When Uganda was to host the 12th summit of the Organisation of African Unity (OAU) in 1975, the conference centre was built using prefabricated material from Israel.

It was completed within five months,” said Massimo Ebil, who worked as an electrician at the site.
“We worked day and night, using flood lights. Prisoners planted grass and watered it day and night. Within a week, it was as if the grass had been there for ages,” he said.

Eng. Louis Mabaraza, the former director of engineering at the now defunct Uganda Television (UTV), recalls how Amin, in a bid to impress the delegates sent him to Germany to purchase equipment for UTV. The move made UTV the first station to screen colour South of the Sahara, apart from South Africa. Today, the serene Serena Conference Centre is a formidable landmark in the city.

Peter Maiko, who was a resident of Kampala then, recounts how, on the negative side, the OAU summit became a security nuisance.

“The State Research Bureau security operatives arrested people and put them into boots of their infamous UVS-registered vehicles, which were dreadfully called: “Uganda is very serious”

“At the conference, the Gabonese president, Omar Bongo, arrived in a flared trouser with high-heeled shoes and dark glasses.
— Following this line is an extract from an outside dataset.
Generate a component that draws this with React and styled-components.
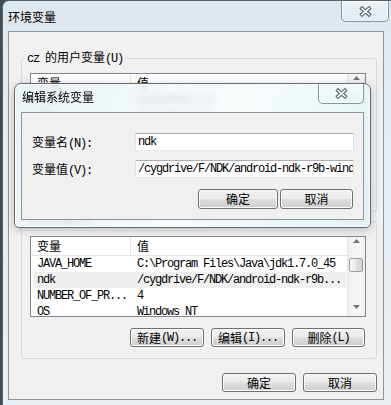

Many young Ugandans immediately copied his style and named the shoe Gabon,” Maiko said.

The visit of former American president, Bill Clinton, did not only leave behind improved communication equipment and a refurbished William Street and Kafumbe Mukasa Road, but also opened avenues for improved trade between US and Uganda.

Increased security surveillance by the Special Police Constables (SPC), which Ugandans, as usual, are quick to translate as “Stupid Police of CHOGM”, is a phenomenon of high profile visits the world over.

While Ugandans are at the moment suffering the inconveniences of CHOGM, its real benefits as those of other high profile visits are yet to be felt.

Yes, Uganda is ready for CHOGM, to the extent that no host can totally be ready for a guest, for something will always be lacking. Besides, our guests know who we are and what we can afford. The lack of certain facilities will show who we really are.